My husband and I now have a strict budget for each pay fortnight, which we routinely break, but we do it with an educated mind at least? The damage we inflict on our cards is much less (I feel) than it would have been before we started planning better. Yep. I never thought I would actually have to account for every single last cent. Literally. I mean, I was always frugal and very sensible before, but now I have a new meaning for ‘sensible’ and it doesn’t always include a copy of TV Week or a sneaky item of clothing here and there!
I still swear a lot. Seriously. I thought about implementing a swear jar in our house, but then realised I would just swear more because the Little Mister would be receiving the money. You know, for a good cause and all that. So, I’m still working on it. I had no idea how much I don’t give a ship about some things, and how other things can get firetrucked. I really need to be better. Parent fail.
A few years ago, if you were to tell me that you had this great job opportunity for me: It involves very little sleep for a few months, you’re on call 24 hours a day, you will have to pay your own way (ie it’s volunteer work), and it’s messy. Basically, you’ll be wiping someone’s poo and vomit up – for no pay. Daily. Relentlessly.

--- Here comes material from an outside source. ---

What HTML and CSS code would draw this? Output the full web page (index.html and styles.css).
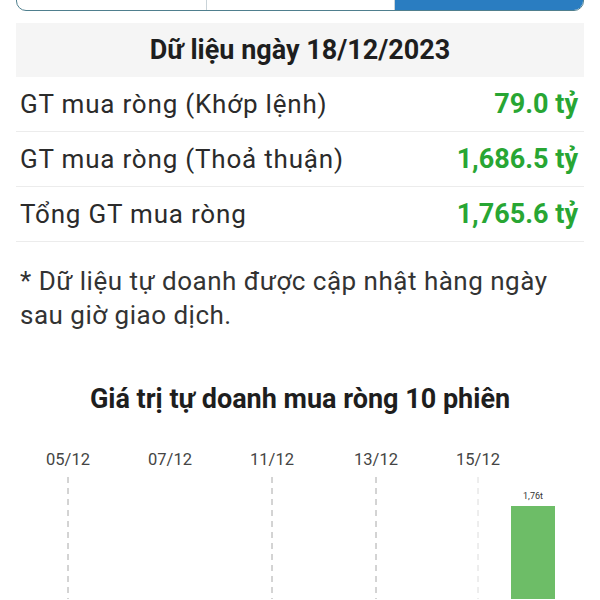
FILE: index.html
```html
<!DOCTYPE html>
<html lang="vi">
<head>
    <meta charset="UTF-8">
    <meta name="viewport" content="width=device-width, initial-scale=1.0">
    <title>Tự doanh</title>
    <link rel="stylesheet" href="styles.css">
</head>
<body>
    <!-- tab bar is scrolled mostly off the top, only its lower edge shows -->
    <div class="tabs">
        <div class="tab"></div>
        <div class="tab"></div>
        <div class="tab active"></div>
    </div>

    <div class="summary">
        <h2 class="summary-title">Dữ liệu ngày 18/12/2023</h2>
        <div class="row">
            <span class="label">GT mua ròng (Khớp lệnh)</span>
            <span class="value">79.0 tỷ</span>
        </div>
        <div class="row">
            <span class="label">GT mua ròng (Thoả thuận)</span>
            <span class="value">1,686.5 tỷ</span>
        </div>
        <div class="row">
            <span class="label">Tổng GT mua ròng</span>
            <span class="value">1,765.6 tỷ</span>
        </div>
    </div>

    <p class="note">* Dữ liệu tự doanh được cập nhật hàng ngày sau giờ giao dịch.</p>

    <div class="chart">
        <h3 class="chart-title">Giá trị tự doanh mua ròng 10 phiên</h3>
        <svg class="chart-plot" viewBox="0 0 568 160" width="568" height="160">
            <g class="axis-label">
                <text x="52" y="26">05/12</text>
                <text x="154" y="26">07/12</text>
                <text x="256" y="26">11/12</text>
                <text x="360" y="26">13/12</text>
                <text x="462" y="26">15/12</text>
            </g>
            <g class="grid">
                <line x1="52" y1="38" x2="52" y2="160"/>
                <line x1="256" y1="38" x2="256" y2="160"/>
                <line x1="360" y1="38" x2="360" y2="160"/>
                <line x1="462" y1="38" x2="462" y2="160" class="faint"/>
            </g>
            <rect class="bar" x="495" y="67" width="44" height="93"/>
            <text class="bar-label" x="517" y="60">1,76t</text>
        </svg>
    </div>
</body>
</html>
```

FILE: styles.css
```css
body {
    font-family: Roboto, "Noto Sans", sans-serif;
    margin: 0;
    padding: 0 16px;
    background-color: #fff;
    color: #2b2b2b;
}
.tabs {
    display: grid;
    grid-template-columns: 1fr 1fr 1fr;
    height: 40px;
    margin-top: -31px;
    border: 1.5px solid #4f7f8e;
    border-radius: 10px;
    overflow: hidden;
}
.tab + .tab {
    border-left: 1px solid #c9d3d8;
}
.tab.active {
    background-color: #2a7dc1;
}
.summary {
    margin-top: 12px;
}
.summary-title {
    margin: 0;
    height: 54px;
    display: flex;
    align-items: center;
    justify-content: center;
    background-color: #f5f5f5;
    font-size: 27px;
    font-weight: 700;
    color: #1e1e1e;
}
.row {
    display: flex;
    justify-content: space-between;
    align-items: center;
    height: 54px;
    padding: 0 6px 0 4px;
    border-bottom: 1px solid #ececec;
    font-size: 26px;
}
.label {
    letter-spacing: 0.8px;
}
.value {
    color: #28a633;
    font-size: 27px;
    font-weight: 700;
}
.note {
    margin: 22px 0 0;
    padding-left: 4px;
    font-size: 26px;
    letter-spacing: 0.5px;
    line-height: 34px;
    color: #333;
}
.chart {
    margin-top: 53px;
}
.chart-title {
    margin: 0;
    text-align: center;
    font-size: 27px;
    line-height: 28px;
    font-weight: 700;
    color: #1e1e1e;
}
.chart-plot {
    display: block;
    margin-top: 26px;
}
.axis-label text {
    font-size: 16.5px;
    fill: #444;
    text-anchor: middle;
}
.grid line {
    stroke: #a8a8a8;
    stroke-width: 1;
    stroke-dasharray: 6 5;
}
.grid line.faint {
    stroke: #dcdcdc;
}
.bar {
    fill: #6dbd67;
}
.bar-label {
    font-size: 9px;
    fill: #333;
    text-anchor: middle;
}
```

No sick leave. No entitlements. No annual leave. Your employer can’t speak your language, will yell a lot to get what they want and won’t even smile at you for the first six weeks. Also, it will be the most happy time of your life.
I would have thought you were batsh*t crazy.
But it happened. I love it. Sure, occasionally I love it a little less than usual…but I wouldn’t trade this job for the world. I really really hoped I would feel this way when I eventually had a child, but to see that it has become my reality thrills me.
It’s been one year and I am (just to toot my own horn) really amazed at what I’m capable of as a parent and as a person. Having the Little Mister has shown me what I’m made of and I have realised I don’t mind what I’m made of at all. I mean, none of us are perfect, but I feel so happy to know I really am strong and able to love so much. I can’t wait for the many years ahead as we learn and grow together.